* [Given request]
Your task is to give the listing below back word for word, pictures excluded.

* [Material]
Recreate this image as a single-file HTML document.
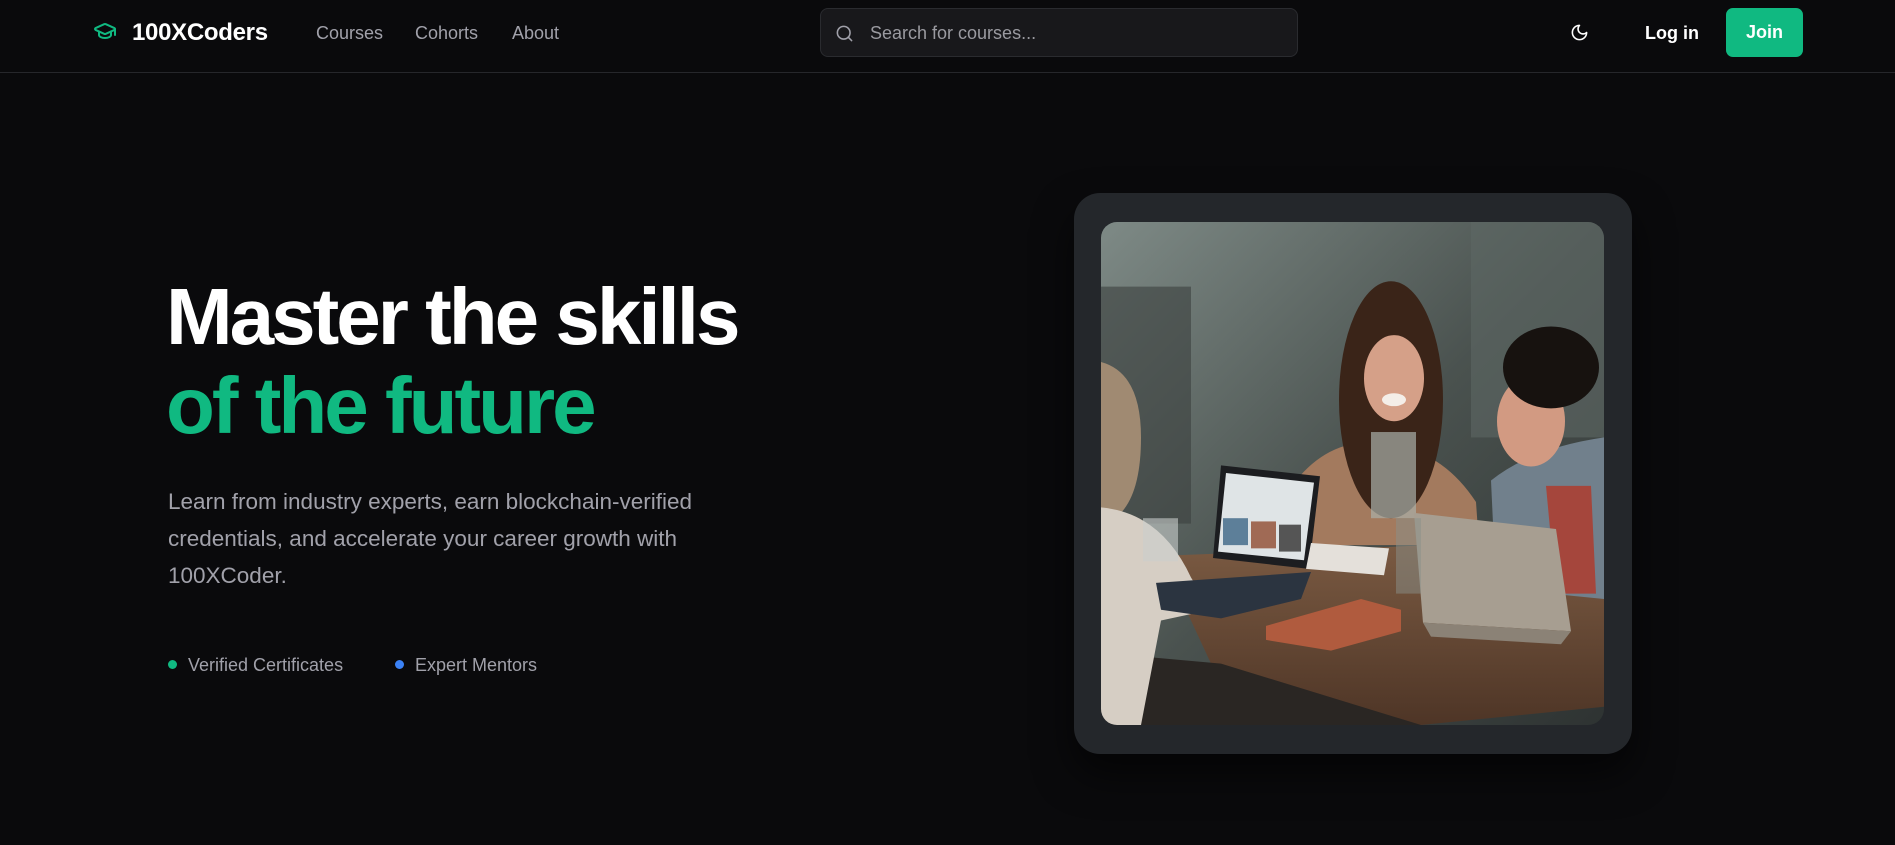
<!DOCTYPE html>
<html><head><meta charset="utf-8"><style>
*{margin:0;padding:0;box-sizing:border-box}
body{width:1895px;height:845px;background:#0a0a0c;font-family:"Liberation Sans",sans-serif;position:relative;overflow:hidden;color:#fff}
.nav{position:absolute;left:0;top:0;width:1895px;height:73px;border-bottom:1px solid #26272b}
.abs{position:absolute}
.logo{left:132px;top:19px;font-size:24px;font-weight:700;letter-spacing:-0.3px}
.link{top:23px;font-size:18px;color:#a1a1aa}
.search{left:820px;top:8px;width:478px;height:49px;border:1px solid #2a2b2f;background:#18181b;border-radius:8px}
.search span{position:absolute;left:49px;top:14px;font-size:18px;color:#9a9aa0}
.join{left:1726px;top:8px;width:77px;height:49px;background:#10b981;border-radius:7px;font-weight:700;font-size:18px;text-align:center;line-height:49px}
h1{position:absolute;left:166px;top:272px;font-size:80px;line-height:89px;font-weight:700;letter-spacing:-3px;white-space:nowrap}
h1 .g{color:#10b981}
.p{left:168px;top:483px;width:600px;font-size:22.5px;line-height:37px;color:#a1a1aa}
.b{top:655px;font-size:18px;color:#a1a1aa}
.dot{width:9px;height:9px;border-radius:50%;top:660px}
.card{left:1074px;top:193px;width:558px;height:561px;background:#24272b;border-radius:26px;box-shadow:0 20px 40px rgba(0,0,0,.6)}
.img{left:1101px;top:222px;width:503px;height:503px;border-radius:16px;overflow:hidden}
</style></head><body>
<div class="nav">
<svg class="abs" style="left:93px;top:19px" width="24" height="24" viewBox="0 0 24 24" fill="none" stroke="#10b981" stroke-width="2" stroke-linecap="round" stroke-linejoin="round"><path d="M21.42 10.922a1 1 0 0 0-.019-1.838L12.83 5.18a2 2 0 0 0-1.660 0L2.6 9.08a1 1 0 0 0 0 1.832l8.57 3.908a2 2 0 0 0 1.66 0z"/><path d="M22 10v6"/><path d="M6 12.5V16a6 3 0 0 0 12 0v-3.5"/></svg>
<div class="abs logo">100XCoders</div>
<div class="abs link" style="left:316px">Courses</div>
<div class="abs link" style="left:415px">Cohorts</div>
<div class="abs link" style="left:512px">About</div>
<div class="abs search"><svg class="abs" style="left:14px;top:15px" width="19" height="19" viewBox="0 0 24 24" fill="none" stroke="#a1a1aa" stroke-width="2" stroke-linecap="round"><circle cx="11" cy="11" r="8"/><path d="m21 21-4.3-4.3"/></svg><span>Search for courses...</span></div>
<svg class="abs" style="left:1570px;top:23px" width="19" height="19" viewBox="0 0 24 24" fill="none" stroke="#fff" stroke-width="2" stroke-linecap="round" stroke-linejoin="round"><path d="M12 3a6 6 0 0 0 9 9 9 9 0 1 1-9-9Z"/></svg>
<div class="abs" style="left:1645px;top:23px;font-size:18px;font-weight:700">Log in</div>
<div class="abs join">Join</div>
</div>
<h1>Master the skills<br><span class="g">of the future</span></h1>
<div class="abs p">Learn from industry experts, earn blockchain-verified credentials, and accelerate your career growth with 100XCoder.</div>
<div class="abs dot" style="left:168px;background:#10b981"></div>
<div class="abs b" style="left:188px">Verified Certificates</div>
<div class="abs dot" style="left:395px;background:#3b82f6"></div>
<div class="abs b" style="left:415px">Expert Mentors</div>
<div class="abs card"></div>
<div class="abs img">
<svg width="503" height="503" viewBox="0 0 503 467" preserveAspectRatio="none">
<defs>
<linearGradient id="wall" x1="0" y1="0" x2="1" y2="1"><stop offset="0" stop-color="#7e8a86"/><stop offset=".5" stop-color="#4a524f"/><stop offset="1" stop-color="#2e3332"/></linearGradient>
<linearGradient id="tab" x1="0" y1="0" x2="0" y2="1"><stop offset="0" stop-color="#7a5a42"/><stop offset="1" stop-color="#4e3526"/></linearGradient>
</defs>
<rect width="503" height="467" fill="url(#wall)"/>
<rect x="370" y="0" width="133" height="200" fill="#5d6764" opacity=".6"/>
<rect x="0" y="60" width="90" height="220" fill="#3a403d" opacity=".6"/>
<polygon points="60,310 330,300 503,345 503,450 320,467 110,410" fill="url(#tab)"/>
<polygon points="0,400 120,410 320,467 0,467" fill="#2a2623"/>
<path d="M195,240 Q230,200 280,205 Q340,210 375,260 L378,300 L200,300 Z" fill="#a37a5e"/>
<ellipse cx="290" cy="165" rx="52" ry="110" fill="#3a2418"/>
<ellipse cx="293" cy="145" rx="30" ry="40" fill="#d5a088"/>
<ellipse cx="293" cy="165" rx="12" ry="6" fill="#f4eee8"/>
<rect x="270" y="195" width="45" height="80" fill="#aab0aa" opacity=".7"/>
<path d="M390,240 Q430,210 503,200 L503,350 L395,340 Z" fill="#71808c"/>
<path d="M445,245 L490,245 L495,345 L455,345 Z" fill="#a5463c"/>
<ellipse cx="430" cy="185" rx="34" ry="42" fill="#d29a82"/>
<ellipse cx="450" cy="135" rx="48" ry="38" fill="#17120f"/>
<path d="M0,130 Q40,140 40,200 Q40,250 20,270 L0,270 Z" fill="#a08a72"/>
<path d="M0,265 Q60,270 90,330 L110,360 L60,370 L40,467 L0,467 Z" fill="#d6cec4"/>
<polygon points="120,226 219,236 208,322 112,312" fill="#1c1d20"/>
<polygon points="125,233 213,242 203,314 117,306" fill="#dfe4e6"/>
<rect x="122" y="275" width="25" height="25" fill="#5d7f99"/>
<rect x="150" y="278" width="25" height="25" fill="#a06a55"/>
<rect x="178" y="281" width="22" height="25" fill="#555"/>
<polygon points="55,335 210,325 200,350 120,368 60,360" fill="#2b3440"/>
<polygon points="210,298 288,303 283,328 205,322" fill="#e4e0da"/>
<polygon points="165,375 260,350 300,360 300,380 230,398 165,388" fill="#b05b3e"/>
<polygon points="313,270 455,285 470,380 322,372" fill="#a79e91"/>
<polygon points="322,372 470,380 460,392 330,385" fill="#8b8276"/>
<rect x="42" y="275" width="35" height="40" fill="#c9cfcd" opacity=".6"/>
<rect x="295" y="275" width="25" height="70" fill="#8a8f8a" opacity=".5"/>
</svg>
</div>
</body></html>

* [Task answer]
Recreate this image as a single-file HTML document.
<!DOCTYPE html>
<html><head><meta charset="utf-8"><style>
*{margin:0;padding:0;box-sizing:border-box}
body{width:1895px;height:845px;background:#0a0a0c;font-family:"Liberation Sans",sans-serif;position:relative;overflow:hidden;color:#fff}
.nav{position:absolute;left:0;top:0;width:1895px;height:73px;border-bottom:1px solid #26272b}
.abs{position:absolute}
.logo{left:132px;top:19px;font-size:24px;font-weight:700;letter-spacing:-0.3px}
.link{top:23px;font-size:18px;color:#a1a1aa}
.search{left:820px;top:8px;width:478px;height:49px;border:1px solid #2a2b2f;background:#18181b;border-radius:8px}
.search span{position:absolute;left:49px;top:14px;font-size:18px;color:#9a9aa0}
.join{left:1726px;top:8px;width:77px;height:49px;background:#10b981;border-radius:7px;font-weight:700;font-size:18px;text-align:center;line-height:49px}
h1{position:absolute;left:166px;top:272px;font-size:80px;line-height:89px;font-weight:700;letter-spacing:-3px;white-space:nowrap}
h1 .g{color:#10b981}
.p{left:168px;top:483px;width:600px;font-size:22.5px;line-height:37px;color:#a1a1aa}
.b{top:655px;font-size:18px;color:#a1a1aa}
.dot{width:9px;height:9px;border-radius:50%;top:660px}
.card{left:1074px;top:193px;width:558px;height:561px;background:#24272b;border-radius:26px;box-shadow:0 20px 40px rgba(0,0,0,.6)}
.img{left:1101px;top:222px;width:503px;height:503px;border-radius:16px;overflow:hidden}
</style></head><body>
<div class="nav">
<svg class="abs" style="left:93px;top:19px" width="24" height="24" viewBox="0 0 24 24" fill="none" stroke="#10b981" stroke-width="2" stroke-linecap="round" stroke-linejoin="round"><path d="M21.42 10.922a1 1 0 0 0-.019-1.838L12.83 5.18a2 2 0 0 0-1.660 0L2.6 9.08a1 1 0 0 0 0 1.832l8.57 3.908a2 2 0 0 0 1.66 0z"/><path d="M22 10v6"/><path d="M6 12.5V16a6 3 0 0 0 12 0v-3.5"/></svg>
<div class="abs logo">100XCoders</div>
<div class="abs link" style="left:316px">Courses</div>
<div class="abs link" style="left:415px">Cohorts</div>
<div class="abs link" style="left:512px">About</div>
<div class="abs search"><svg class="abs" style="left:14px;top:15px" width="19" height="19" viewBox="0 0 24 24" fill="none" stroke="#a1a1aa" stroke-width="2" stroke-linecap="round"><circle cx="11" cy="11" r="8"/><path d="m21 21-4.3-4.3"/></svg><span>Search for courses...</span></div>
<svg class="abs" style="left:1570px;top:23px" width="19" height="19" viewBox="0 0 24 24" fill="none" stroke="#fff" stroke-width="2" stroke-linecap="round" stroke-linejoin="round"><path d="M12 3a6 6 0 0 0 9 9 9 9 0 1 1-9-9Z"/></svg>
<div class="abs" style="left:1645px;top:23px;font-size:18px;font-weight:700">Log in</div>
<div class="abs join">Join</div>
</div>
<h1>Master the skills<br><span class="g">of the future</span></h1>
<div class="abs p">Learn from industry experts, earn blockchain-verified credentials, and accelerate your career growth with 100XCoder.</div>
<div class="abs dot" style="left:168px;background:#10b981"></div>
<div class="abs b" style="left:188px">Verified Certificates</div>
<div class="abs dot" style="left:395px;background:#3b82f6"></div>
<div class="abs b" style="left:415px">Expert Mentors</div>
<div class="abs card"></div>
<div class="abs img">
<svg width="503" height="503" viewBox="0 0 503 467" preserveAspectRatio="none">
<defs>
<linearGradient id="wall" x1="0" y1="0" x2="1" y2="1"><stop offset="0" stop-color="#7e8a86"/><stop offset=".5" stop-color="#4a524f"/><stop offset="1" stop-color="#2e3332"/></linearGradient>
<linearGradient id="tab" x1="0" y1="0" x2="0" y2="1"><stop offset="0" stop-color="#7a5a42"/><stop offset="1" stop-color="#4e3526"/></linearGradient>
</defs>
<rect width="503" height="467" fill="url(#wall)"/>
<rect x="370" y="0" width="133" height="200" fill="#5d6764" opacity=".6"/>
<rect x="0" y="60" width="90" height="220" fill="#3a403d" opacity=".6"/>
<polygon points="60,310 330,300 503,345 503,450 320,467 110,410" fill="url(#tab)"/>
<polygon points="0,400 120,410 320,467 0,467" fill="#2a2623"/>
<path d="M195,240 Q230,200 280,205 Q340,210 375,260 L378,300 L200,300 Z" fill="#a37a5e"/>
<ellipse cx="290" cy="165" rx="52" ry="110" fill="#3a2418"/>
<ellipse cx="293" cy="145" rx="30" ry="40" fill="#d5a088"/>
<ellipse cx="293" cy="165" rx="12" ry="6" fill="#f4eee8"/>
<rect x="270" y="195" width="45" height="80" fill="#aab0aa" opacity=".7"/>
<path d="M390,240 Q430,210 503,200 L503,350 L395,340 Z" fill="#71808c"/>
<path d="M445,245 L490,245 L495,345 L455,345 Z" fill="#a5463c"/>
<ellipse cx="430" cy="185" rx="34" ry="42" fill="#d29a82"/>
<ellipse cx="450" cy="135" rx="48" ry="38" fill="#17120f"/>
<path d="M0,130 Q40,140 40,200 Q40,250 20,270 L0,270 Z" fill="#a08a72"/>
<path d="M0,265 Q60,270 90,330 L110,360 L60,370 L40,467 L0,467 Z" fill="#d6cec4"/>
<polygon points="120,226 219,236 208,322 112,312" fill="#1c1d20"/>
<polygon points="125,233 213,242 203,314 117,306" fill="#dfe4e6"/>
<rect x="122" y="275" width="25" height="25" fill="#5d7f99"/>
<rect x="150" y="278" width="25" height="25" fill="#a06a55"/>
<rect x="178" y="281" width="22" height="25" fill="#555"/>
<polygon points="55,335 210,325 200,350 120,368 60,360" fill="#2b3440"/>
<polygon points="210,298 288,303 283,328 205,322" fill="#e4e0da"/>
<polygon points="165,375 260,350 300,360 300,380 230,398 165,388" fill="#b05b3e"/>
<polygon points="313,270 455,285 470,380 322,372" fill="#a79e91"/>
<polygon points="322,372 470,380 460,392 330,385" fill="#8b8276"/>
<rect x="42" y="275" width="35" height="40" fill="#c9cfcd" opacity=".6"/>
<rect x="295" y="275" width="25" height="70" fill="#8a8f8a" opacity=".5"/>
</svg>
</div>
</body></html>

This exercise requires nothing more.